● **YOUR TASK**
Repeat the material below exactly, with no pictures.

= = = = = = =

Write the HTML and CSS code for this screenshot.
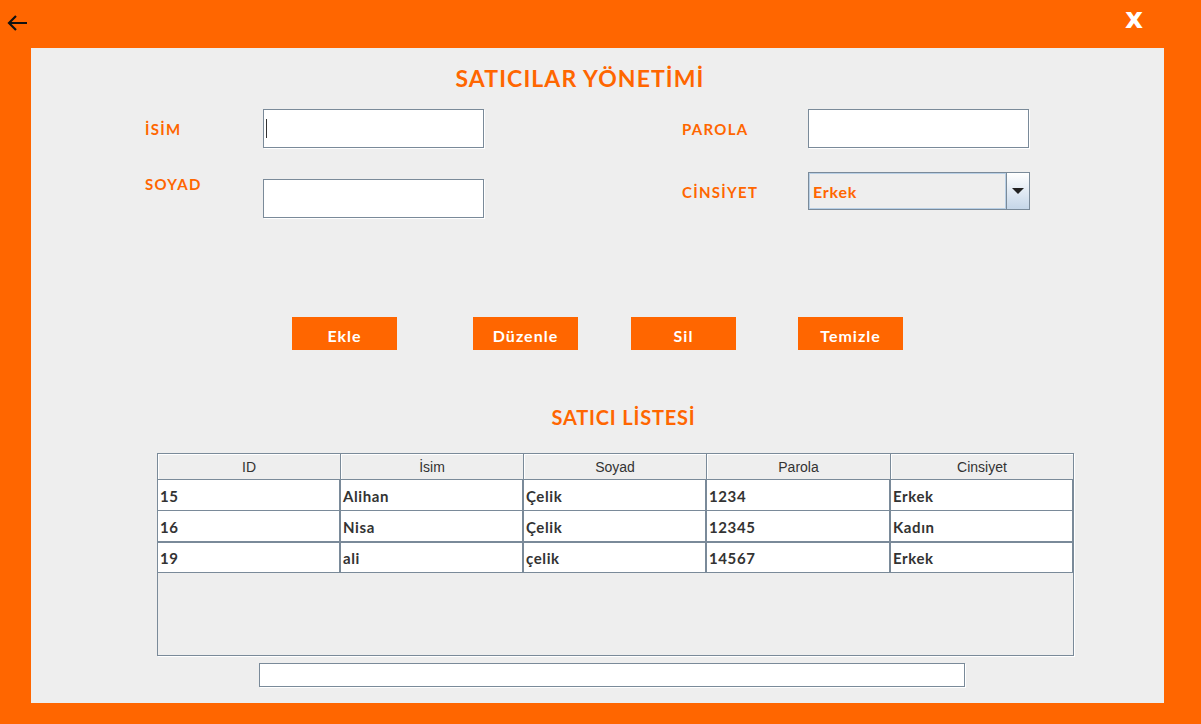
FILE: index.html
```html
<!DOCTYPE html>
<html lang="tr">
<head>
<meta charset="utf-8">
<title>Satıcılar Yönetimi</title>
<link rel="stylesheet" href="styles.css">
</head>
<body>
<div class="topbar">
  <svg class="back" width="22" height="18" viewBox="0 0 22 18"><path d="M21 9H3M10 2L3 9l7 7" fill="none" stroke="#111" stroke-width="2.2"/></svg>
  <span class="close">x</span>
</div>
<div class="panel">
  <h1 class="title">SATICILAR YÖNETİMİ</h1>
  <div class="form">
    <div class="col col-left">
      <div class="field">
        <label class="lbl">İSİM</label>
        <div class="input"><span class="caret"></span></div>
      </div>
      <div class="field field-top">
        <label class="lbl">SOYAD</label>
        <div class="input"></div>
      </div>
    </div>
    <div class="col col-right">
      <div class="field">
        <label class="lbl lbl-r">PAROLA</label>
        <div class="input"></div>
      </div>
      <div class="field field-combo">
        <label class="lbl lbl-r">CİNSİYET</label>
        <div class="combo">
          <div class="combo-val">Erkek</div>
          <div class="combo-btn"><span class="tri"></span></div>
        </div>
      </div>
    </div>
  </div>
  <div class="buttons">
    <button class="btn">Ekle</button>
    <button class="btn btn-2">Düzenle</button>
    <button class="btn btn-3">Sil</button>
    <button class="btn btn-4">Temizle</button>
  </div>
  <h2 class="subtitle">SATICI LİSTESİ</h2>
  <div class="table">
    <div class="thead">
      <div class="th">ID</div><div class="th">İsim</div><div class="th">Soyad</div><div class="th">Parola</div><div class="th">Cinsiyet</div>
    </div>
    <div class="tr"><div class="td">15</div><div class="td">Alihan</div><div class="td">Çelik</div><div class="td">1234</div><div class="td">Erkek</div></div>
    <div class="tr"><div class="td">16</div><div class="td">Nisa</div><div class="td">Çelik</div><div class="td">12345</div><div class="td">Kadın</div></div>
    <div class="tr tr-sel"><div class="td">19</div><div class="td">ali</div><div class="td">çelik</div><div class="td">14567</div><div class="td">Erkek</div></div>
  </div>
  <div class="status"></div>
</div>
</body>
</html>
```
FILE: styles.css
```css
* { box-sizing: border-box; }
html, body { margin: 0; padding: 0; }
body {
  background: #ff6600;
  font-family: "Lato", "Noto Sans", sans-serif;
  width: 1201px;
  height: 724px;
  overflow: hidden;
}
.topbar {
  height: 48px;
  display: flex;
  justify-content: space-between;
  align-items: flex-start;
  padding: 0 58px 0 6px;
}
.back { margin-top: 14px; }
.close {
  color: #fff;
  font-family: "DejaVu Sans", sans-serif;
  font-weight: bold;
  font-size: 28px;
  line-height: 1;
  margin-top: 5px;
}
.panel {
  margin-left: 31px;
  width: 1133px;
  height: 655px;
  background: #eeeeee;
  padding-top: 15px;
}
.title {
  margin: 0;
  text-align: center;
  color: #ff6600;
  font-size: 23px;
  font-weight: 700;
  letter-spacing: 1.1px;
  line-height: 30px;
  padding-right: 35px;
}
.form {
  display: flex;
  margin-top: 16px;
  padding-left: 114px;
}
.col { display: flex; flex-direction: column; }
.col-left { width: 537px; gap: 31px; }
.col-right { gap: 24px; }
.field { display: flex; align-items: center; height: 39px; }
.field-top { align-items: flex-start; }
.field-combo { height: 38px; }
.lbl {
  color: #ff6600;
  font-weight: 700;
  font-size: 15px;
  letter-spacing: 1.3px;
  width: 118px;
}
.field-top .lbl { margin-top: -4px; }
.lbl-r { width: 126px; }
.field-combo .lbl { margin-top: 1px; }
.input {
  width: 221px;
  height: 39px;
  background: #fff;
  border: 1px solid #7a8a99;
  box-shadow: 1px 1px 0 #fff;
  display: flex;
  align-items: center;
  padding-left: 2px;
}
.caret { width: 1px; height: 19px; background: #333; }
.combo {
  width: 222px;
  height: 38px;
  border: 1px solid #7a8a99;
  display: flex;
}
.combo-val {
  flex: 1;
  border: 1px solid #b8cfe5;
  background: #eeeeee;
  color: #ff6600;
  font-weight: 700;
  font-size: 16px;
  letter-spacing: 0.8px;
  display: flex;
  align-items: center;
  padding-left: 3px;
}
.combo-btn {
  width: 23px;
  border-left: 1px solid #7a8a99;
  background: linear-gradient(#ffffff, #c5d6e8);
  display: flex;
  align-items: center;
  justify-content: center;
}
.tri {
  width: 0; height: 0;
  border-left: 6px solid transparent;
  border-right: 6px solid transparent;
  border-top: 6px solid #222;
}
.buttons {
  display: flex;
  margin-top: 99px;
  padding-left: 261px;
}
.btn {
  width: 105px;
  height: 33px;
  background: #ff6600;
  color: #fff;
  border: none;
  font-family: inherit;
  font-weight: 700;
  font-size: 16px;
  letter-spacing: 1px;
  padding: 3px 0 0;
}
.btn-2 { margin-left: 76px; }
.btn-3 { margin-left: 53px; }
.btn-4 { margin-left: 62px; }
.subtitle {
  margin: 52px 0 0;
  text-align: center;
  color: #ff6600;
  font-size: 20px;
  font-weight: 700;
  letter-spacing: 0.8px;
  line-height: 30px;
  padding-left: 52px;
}
.table {
  margin: 21px 0 0 126px;
  width: 917px;
  height: 203px;
  border: 1px solid #7a8a99;
  background: #eeeeee;
  box-shadow: 1px 1px 0 #fff;
}
.thead, .tr { display: grid; grid-template-columns: 183px 183px 183px 184px 183px; }
.th {
  height: 26px;
  border-right: 1px solid #7a8a99;
  border-bottom: 1px solid #7a8a99;
  box-shadow: inset 1px 1px 0 #fff;
  font-family: "Liberation Sans", Arial, sans-serif;
  font-size: 14px;
  color: #333;
  text-align: center;
  line-height: 27px;
}
.tr { background: #fff; }
.td {
  height: 31px;
  border-right: 2px solid #7a8a99;
  border-bottom: 1px solid #7a8a99;
  font-weight: 700;
  font-size: 15px;
  letter-spacing: 0.6px;
  color: #333;
  padding-left: 2px;
  line-height: 32px;
}
.tr-sel .td { border-top: 1px solid #7a8a99; line-height: 30px; }
.status {
  margin: 7px 0 0 228px;
  width: 706px;
  height: 24px;
  background: #fff;
  border: 1px solid #7a8a99;
  box-shadow: 1px 1px 0 #fff;
}
```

= = = = = = =

● **CORRECT ANSWER**
Write the HTML and CSS code for this screenshot.
FILE: index.html
```html
<!DOCTYPE html>
<html lang="tr">
<head>
<meta charset="utf-8">
<title>Satıcılar Yönetimi</title>
<link rel="stylesheet" href="styles.css">
</head>
<body>
<div class="topbar">
  <svg class="back" width="22" height="18" viewBox="0 0 22 18"><path d="M21 9H3M10 2L3 9l7 7" fill="none" stroke="#111" stroke-width="2.2"/></svg>
  <span class="close">x</span>
</div>
<div class="panel">
  <h1 class="title">SATICILAR YÖNETİMİ</h1>
  <div class="form">
    <div class="col col-left">
      <div class="field">
        <label class="lbl">İSİM</label>
        <div class="input"><span class="caret"></span></div>
      </div>
      <div class="field field-top">
        <label class="lbl">SOYAD</label>
        <div class="input"></div>
      </div>
    </div>
    <div class="col col-right">
      <div class="field">
        <label class="lbl lbl-r">PAROLA</label>
        <div class="input"></div>
      </div>
      <div class="field field-combo">
        <label class="lbl lbl-r">CİNSİYET</label>
        <div class="combo">
          <div class="combo-val">Erkek</div>
          <div class="combo-btn"><span class="tri"></span></div>
        </div>
      </div>
    </div>
  </div>
  <div class="buttons">
    <button class="btn">Ekle</button>
    <button class="btn btn-2">Düzenle</button>
    <button class="btn btn-3">Sil</button>
    <button class="btn btn-4">Temizle</button>
  </div>
  <h2 class="subtitle">SATICI LİSTESİ</h2>
  <div class="table">
    <div class="thead">
      <div class="th">ID</div><div class="th">İsim</div><div class="th">Soyad</div><div class="th">Parola</div><div class="th">Cinsiyet</div>
    </div>
    <div class="tr"><div class="td">15</div><div class="td">Alihan</div><div class="td">Çelik</div><div class="td">1234</div><div class="td">Erkek</div></div>
    <div class="tr"><div class="td">16</div><div class="td">Nisa</div><div class="td">Çelik</div><div class="td">12345</div><div class="td">Kadın</div></div>
    <div class="tr tr-sel"><div class="td">19</div><div class="td">ali</div><div class="td">çelik</div><div class="td">14567</div><div class="td">Erkek</div></div>
  </div>
  <div class="status"></div>
</div>
</body>
</html>
```
FILE: styles.css
```css
* { box-sizing: border-box; }
html, body { margin: 0; padding: 0; }
body {
  background: #ff6600;
  font-family: "Lato", "Noto Sans", sans-serif;
  width: 1201px;
  height: 724px;
  overflow: hidden;
}
.topbar {
  height: 48px;
  display: flex;
  justify-content: space-between;
  align-items: flex-start;
  padding: 0 58px 0 6px;
}
.back { margin-top: 14px; }
.close {
  color: #fff;
  font-family: "DejaVu Sans", sans-serif;
  font-weight: bold;
  font-size: 28px;
  line-height: 1;
  margin-top: 5px;
}
.panel {
  margin-left: 31px;
  width: 1133px;
  height: 655px;
  background: #eeeeee;
  padding-top: 15px;
}
.title {
  margin: 0;
  text-align: center;
  color: #ff6600;
  font-size: 23px;
  font-weight: 700;
  letter-spacing: 1.1px;
  line-height: 30px;
  padding-right: 35px;
}
.form {
  display: flex;
  margin-top: 16px;
  padding-left: 114px;
}
.col { display: flex; flex-direction: column; }
.col-left { width: 537px; gap: 31px; }
.col-right { gap: 24px; }
.field { display: flex; align-items: center; height: 39px; }
.field-top { align-items: flex-start; }
.field-combo { height: 38px; }
.lbl {
  color: #ff6600;
  font-weight: 700;
  font-size: 15px;
  letter-spacing: 1.3px;
  width: 118px;
}
.field-top .lbl { margin-top: -4px; }
.lbl-r { width: 126px; }
.field-combo .lbl { margin-top: 1px; }
.input {
  width: 221px;
  height: 39px;
  background: #fff;
  border: 1px solid #7a8a99;
  box-shadow: 1px 1px 0 #fff;
  display: flex;
  align-items: center;
  padding-left: 2px;
}
.caret { width: 1px; height: 19px; background: #333; }
.combo {
  width: 222px;
  height: 38px;
  border: 1px solid #7a8a99;
  display: flex;
}
.combo-val {
  flex: 1;
  border: 1px solid #b8cfe5;
  background: #eeeeee;
  color: #ff6600;
  font-weight: 700;
  font-size: 16px;
  letter-spacing: 0.8px;
  display: flex;
  align-items: center;
  padding-left: 3px;
}
.combo-btn {
  width: 23px;
  border-left: 1px solid #7a8a99;
  background: linear-gradient(#ffffff, #c5d6e8);
  display: flex;
  align-items: center;
  justify-content: center;
}
.tri {
  width: 0; height: 0;
  border-left: 6px solid transparent;
  border-right: 6px solid transparent;
  border-top: 6px solid #222;
}
.buttons {
  display: flex;
  margin-top: 99px;
  padding-left: 261px;
}
.btn {
  width: 105px;
  height: 33px;
  background: #ff6600;
  color: #fff;
  border: none;
  font-family: inherit;
  font-weight: 700;
  font-size: 16px;
  letter-spacing: 1px;
  padding: 3px 0 0;
}
.btn-2 { margin-left: 76px; }
.btn-3 { margin-left: 53px; }
.btn-4 { margin-left: 62px; }
.subtitle {
  margin: 52px 0 0;
  text-align: center;
  color: #ff6600;
  font-size: 20px;
  font-weight: 700;
  letter-spacing: 0.8px;
  line-height: 30px;
  padding-left: 52px;
}
.table {
  margin: 21px 0 0 126px;
  width: 917px;
  height: 203px;
  border: 1px solid #7a8a99;
  background: #eeeeee;
  box-shadow: 1px 1px 0 #fff;
}
.thead, .tr { display: grid; grid-template-columns: 183px 183px 183px 184px 183px; }
.th {
  height: 26px;
  border-right: 1px solid #7a8a99;
  border-bottom: 1px solid #7a8a99;
  box-shadow: inset 1px 1px 0 #fff;
  font-family: "Liberation Sans", Arial, sans-serif;
  font-size: 14px;
  color: #333;
  text-align: center;
  line-height: 27px;
}
.tr { background: #fff; }
.td {
  height: 31px;
  border-right: 2px solid #7a8a99;
  border-bottom: 1px solid #7a8a99;
  font-weight: 700;
  font-size: 15px;
  letter-spacing: 0.6px;
  color: #333;
  padding-left: 2px;
  line-height: 32px;
}
.tr-sel .td { border-top: 1px solid #7a8a99; line-height: 30px; }
.status {
  margin: 7px 0 0 228px;
  width: 706px;
  height: 24px;
  background: #fff;
  border: 1px solid #7a8a99;
  box-shadow: 1px 1px 0 #fff;
}
```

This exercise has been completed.